* **Requirement**:
Reproduce the listing word for word. Skip any image.
==================================================
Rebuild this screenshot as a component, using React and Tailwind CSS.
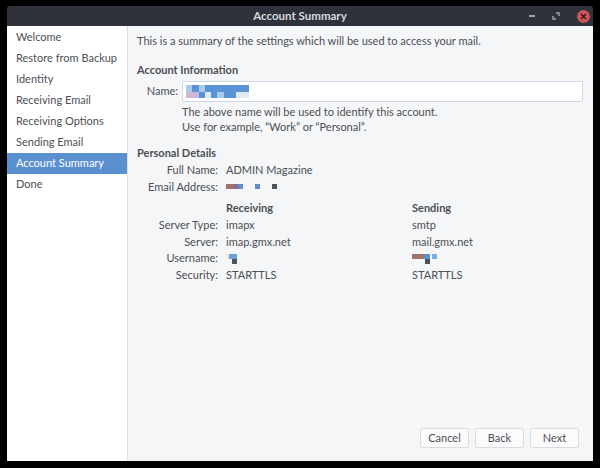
import React from "react";

const NAV = [
  "Welcome",
  "Restore from Backup",
  "Identity",
  "Receiving Email",
  "Receiving Options",
  "Sending Email",
  "Account Summary",
  "Done",
];

// pixelated redaction blocks
function Blocks({ cells, size = 5 }) {
  return (
    <span className="inline-flex flex-col align-middle">
      {cells.map((row, i) => (
        <span key={i} className="flex">
          {row.map((c, j) => (
            <span
              key={j}
              style={{ width: size, height: size, background: c || "transparent" }}
            />
          ))}
        </span>
      ))}
    </span>
  );
}

const B = "#5a93d6";
const L = "#a9cbee";
const P = "#cdb6d8";
const W = "#dfe9f6";

function Row({ label, children }) {
  return (
    <div className="flex items-center h-[16.5px] whitespace-nowrap">
      <span className="w-[81px] text-right shrink-0">{label}</span>
      <span className="ml-2 flex-1 flex items-center">{children}</span>
    </div>
  );
}

export default function App() {
  return (
    <div
      className="w-[600px] h-[468px] bg-black pl-[7px] pr-[7px] pt-[6px] pb-[7px] text-[11px] text-[#4b4f56] whitespace-nowrap"
      style={{ fontFamily: "Lato, 'Noto Sans', sans-serif" }}
    >
      <div className="h-full flex flex-col rounded-t-[3px] overflow-hidden">
        {/* title bar */}
        <div className="h-[20px] bg-[#2f323a] flex items-center relative shrink-0">
          <div className="flex-1 text-center text-[11.5px] font-bold text-[#d6d9de]">
            Account Summary
          </div>
          <div className="absolute right-[3px] top-0 h-full flex items-center gap-[17px]">
            <span className="w-[6px] h-[2px] bg-[#9ea3ab]" />
            <svg width="8" height="8" viewBox="0 0 8 8">
              <path d="M4 1h3v3M4 7H1V4" stroke="#9ea3ab" strokeWidth="1.5" fill="none" />
            </svg>
            <span className="w-[13px] h-[13px] rounded-full bg-[#d0545a] flex items-center justify-center">
              <svg width="7" height="7" viewBox="0 0 7 7">
                <path d="M1 1l5 5M6 1L1 6" stroke="#3a1a1c" strokeWidth="1.6" />
              </svg>
            </span>
          </div>
        </div>

        <div className="flex-1 flex min-h-0">
          {/* sidebar */}
          <div className="w-[121px] bg-white border-r border-[#dcdfe3] pt-[1px] shrink-0">
            {NAV.map((n) => (
              <div
                key={n}
                className={`h-[21px] flex items-center pl-[9px] ${
                  n === "Account Summary" ? "bg-[#5a8fd0] text-white" : ""
                }`}
              >
                {n}
              </div>
            ))}
          </div>

          {/* content */}
          <div className="flex-1 bg-[#f5f6f7] pl-[9px] pr-[10px] pt-[6px] pb-[13px] flex flex-col">
            <p className="h-[18px] flex items-center">
              This is a summary of the settings which will be used to access your mail.
            </p>

            <h3 className="mt-[12px] font-bold h-[16px] flex items-center">Account Information</h3>
            <div className="mt-[3px] flex items-center">
              <span className="w-[41px] text-right">Name:</span>
              <div className="ml-[4px] flex-1 h-[21px] bg-white border border-[#cfd6e6] rounded-[2px] flex items-center pl-[3px]">
                <Blocks
                  size={6.3}
                  cells={[
                    [L, B, L, B, B, B, B, B, B, B],
                    [P, P, B, W, B, L, B, B, W, W],
                  ]}
                />
              </div>
            </div>
            <div className="ml-[45px] mt-[2px] leading-[15px]">
              <div>The above name will be used to identify this account.</div>
              <div>Use for example, “Work” or “Personal”.</div>
            </div>

            <h3 className="mt-[11px] font-bold h-[16px] flex items-center">Personal Details</h3>
            <div className="mt-[1px]">
              <Row label="Full Name:">ADMIN Magazine</Row>
              <Row label="Email Address:">
                <span className="flex items-center">
                  <span className="w-[7px] h-[5px] bg-[#a0736e]" />
                  <span className="w-[5px] h-[5px] bg-[#8f6f86]" />
                  <span className="w-[5px] h-[5px] bg-[#5a8fd0]" />
                  <span className="w-[5px] h-[5px] bg-[#5a8fd0] ml-[12px]" />
                  <span className="w-[5px] h-[5px] bg-[#4f535c] ml-[12px]" />
                </span>
              </Row>
            </div>

            <div className="mt-[5px] flex flex-col">
              <div className="flex h-[17px] items-center">
                <span className="w-[89px]" />
                <span className="w-[186px] font-bold">Receiving</span>
                <span className="font-bold">Sending</span>
              </div>
              {[
                ["Server Type:", "imapx", "smtp"],
                ["Server:", "imap.gmx.net", "mail.gmx.net"],
                ["Username:", null, null],
                ["Security:", "STARTTLS", "STARTTLS"],
              ].map(([l, a, b]) => (
                <div key={l} className="flex h-[16.5px] items-center">
                  <span className="w-[81px] text-right">{l}</span>
                  <span className="w-[186px] ml-2 flex items-center">
                    {a ?? (
                      <span className="relative w-[20px] h-[12px]">
                        <span className="absolute left-0 top-[2px] w-[3px] h-[5px] bg-[#f4ecd0]" />
                        <span className="absolute left-[3px] top-[2px] w-[8px] h-[5px] bg-[#6ea1d8]" />
                        <span className="absolute left-[6px] top-[7px] w-[5px] h-[5px] bg-[#4f535c]" />
                      </span>
                    )}
                  </span>
                  <span className="flex items-center">
                    {b ?? (
                      <span className="relative w-[40px] h-[12px]">
                        <span className="absolute left-0 top-[2px] w-[12px] h-[5px] bg-[#a0736e]" />
                        <span className="absolute left-[12px] top-[2px] w-[6px] h-[5px] bg-[#5a8fd0]" />
                        <span className="absolute left-[20px] top-[2px] w-[5px] h-[5px] bg-[#7ab0e4]" />
                        <span className="absolute left-[13px] top-[7px] w-[5px] h-[5px] bg-[#4f535c]" />
                      </span>
                    )}
                  </span>
                </div>
              ))}
            </div>

            <div className="mt-auto mr-[4px] flex justify-end gap-[6px]">
              {["Cancel", "Back", "Next"].map((t) => (
                <button
                  key={t}
                  className="w-[49px] h-[20px] bg-[#fbfbfc] border border-[#d8dce3] rounded-[2px] text-[11px] text-[#4b4f56]"
                >
                  {t}
                </button>
              ))}
            </div>
          </div>
        </div>
      </div>
    </div>
  );
}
==================================================
* **Answer to this exercise**:
Rebuild this screenshot as a component, using React and Tailwind CSS.
import React from "react";

const NAV = [
  "Welcome",
  "Restore from Backup",
  "Identity",
  "Receiving Email",
  "Receiving Options",
  "Sending Email",
  "Account Summary",
  "Done",
];

// pixelated redaction blocks
function Blocks({ cells, size = 5 }) {
  return (
    <span className="inline-flex flex-col align-middle">
      {cells.map((row, i) => (
        <span key={i} className="flex">
          {row.map((c, j) => (
            <span
              key={j}
              style={{ width: size, height: size, background: c || "transparent" }}
            />
          ))}
        </span>
      ))}
    </span>
  );
}

const B = "#5a93d6";
const L = "#a9cbee";
const P = "#cdb6d8";
const W = "#dfe9f6";

function Row({ label, children }) {
  return (
    <div className="flex items-center h-[16.5px] whitespace-nowrap">
      <span className="w-[81px] text-right shrink-0">{label}</span>
      <span className="ml-2 flex-1 flex items-center">{children}</span>
    </div>
  );
}

export default function App() {
  return (
    <div
      className="w-[600px] h-[468px] bg-black pl-[7px] pr-[7px] pt-[6px] pb-[7px] text-[11px] text-[#4b4f56] whitespace-nowrap"
      style={{ fontFamily: "Lato, 'Noto Sans', sans-serif" }}
    >
      <div className="h-full flex flex-col rounded-t-[3px] overflow-hidden">
        {/* title bar */}
        <div className="h-[20px] bg-[#2f323a] flex items-center relative shrink-0">
          <div className="flex-1 text-center text-[11.5px] font-bold text-[#d6d9de]">
            Account Summary
          </div>
          <div className="absolute right-[3px] top-0 h-full flex items-center gap-[17px]">
            <span className="w-[6px] h-[2px] bg-[#9ea3ab]" />
            <svg width="8" height="8" viewBox="0 0 8 8">
              <path d="M4 1h3v3M4 7H1V4" stroke="#9ea3ab" strokeWidth="1.5" fill="none" />
            </svg>
            <span className="w-[13px] h-[13px] rounded-full bg-[#d0545a] flex items-center justify-center">
              <svg width="7" height="7" viewBox="0 0 7 7">
                <path d="M1 1l5 5M6 1L1 6" stroke="#3a1a1c" strokeWidth="1.6" />
              </svg>
            </span>
          </div>
        </div>

        <div className="flex-1 flex min-h-0">
          {/* sidebar */}
          <div className="w-[121px] bg-white border-r border-[#dcdfe3] pt-[1px] shrink-0">
            {NAV.map((n) => (
              <div
                key={n}
                className={`h-[21px] flex items-center pl-[9px] ${
                  n === "Account Summary" ? "bg-[#5a8fd0] text-white" : ""
                }`}
              >
                {n}
              </div>
            ))}
          </div>

          {/* content */}
          <div className="flex-1 bg-[#f5f6f7] pl-[9px] pr-[10px] pt-[6px] pb-[13px] flex flex-col">
            <p className="h-[18px] flex items-center">
              This is a summary of the settings which will be used to access your mail.
            </p>

            <h3 className="mt-[12px] font-bold h-[16px] flex items-center">Account Information</h3>
            <div className="mt-[3px] flex items-center">
              <span className="w-[41px] text-right">Name:</span>
              <div className="ml-[4px] flex-1 h-[21px] bg-white border border-[#cfd6e6] rounded-[2px] flex items-center pl-[3px]">
                <Blocks
                  size={6.3}
                  cells={[
                    [L, B, L, B, B, B, B, B, B, B],
                    [P, P, B, W, B, L, B, B, W, W],
                  ]}
                />
              </div>
            </div>
            <div className="ml-[45px] mt-[2px] leading-[15px]">
              <div>The above name will be used to identify this account.</div>
              <div>Use for example, “Work” or “Personal”.</div>
            </div>

            <h3 className="mt-[11px] font-bold h-[16px] flex items-center">Personal Details</h3>
            <div className="mt-[1px]">
              <Row label="Full Name:">ADMIN Magazine</Row>
              <Row label="Email Address:">
                <span className="flex items-center">
                  <span className="w-[7px] h-[5px] bg-[#a0736e]" />
                  <span className="w-[5px] h-[5px] bg-[#8f6f86]" />
                  <span className="w-[5px] h-[5px] bg-[#5a8fd0]" />
                  <span className="w-[5px] h-[5px] bg-[#5a8fd0] ml-[12px]" />
                  <span className="w-[5px] h-[5px] bg-[#4f535c] ml-[12px]" />
                </span>
              </Row>
            </div>

            <div className="mt-[5px] flex flex-col">
              <div className="flex h-[17px] items-center">
                <span className="w-[89px]" />
                <span className="w-[186px] font-bold">Receiving</span>
                <span className="font-bold">Sending</span>
              </div>
              {[
                ["Server Type:", "imapx", "smtp"],
                ["Server:", "imap.gmx.net", "mail.gmx.net"],
                ["Username:", null, null],
                ["Security:", "STARTTLS", "STARTTLS"],
              ].map(([l, a, b]) => (
                <div key={l} className="flex h-[16.5px] items-center">
                  <span className="w-[81px] text-right">{l}</span>
                  <span className="w-[186px] ml-2 flex items-center">
                    {a ?? (
                      <span className="relative w-[20px] h-[12px]">
                        <span className="absolute left-0 top-[2px] w-[3px] h-[5px] bg-[#f4ecd0]" />
                        <span className="absolute left-[3px] top-[2px] w-[8px] h-[5px] bg-[#6ea1d8]" />
                        <span className="absolute left-[6px] top-[7px] w-[5px] h-[5px] bg-[#4f535c]" />
                      </span>
                    )}
                  </span>
                  <span className="flex items-center">
                    {b ?? (
                      <span className="relative w-[40px] h-[12px]">
                        <span className="absolute left-0 top-[2px] w-[12px] h-[5px] bg-[#a0736e]" />
                        <span className="absolute left-[12px] top-[2px] w-[6px] h-[5px] bg-[#5a8fd0]" />
                        <span className="absolute left-[20px] top-[2px] w-[5px] h-[5px] bg-[#7ab0e4]" />
                        <span className="absolute left-[13px] top-[7px] w-[5px] h-[5px] bg-[#4f535c]" />
                      </span>
                    )}
                  </span>
                </div>
              ))}
            </div>

            <div className="mt-auto mr-[4px] flex justify-end gap-[6px]">
              {["Cancel", "Back", "Next"].map((t) => (
                <button
                  key={t}
                  className="w-[49px] h-[20px] bg-[#fbfbfc] border border-[#d8dce3] rounded-[2px] text-[11px] text-[#4b4f56]"
                >
                  {t}
                </button>
              ))}
            </div>
          </div>
        </div>
      </div>
    </div>
  );
}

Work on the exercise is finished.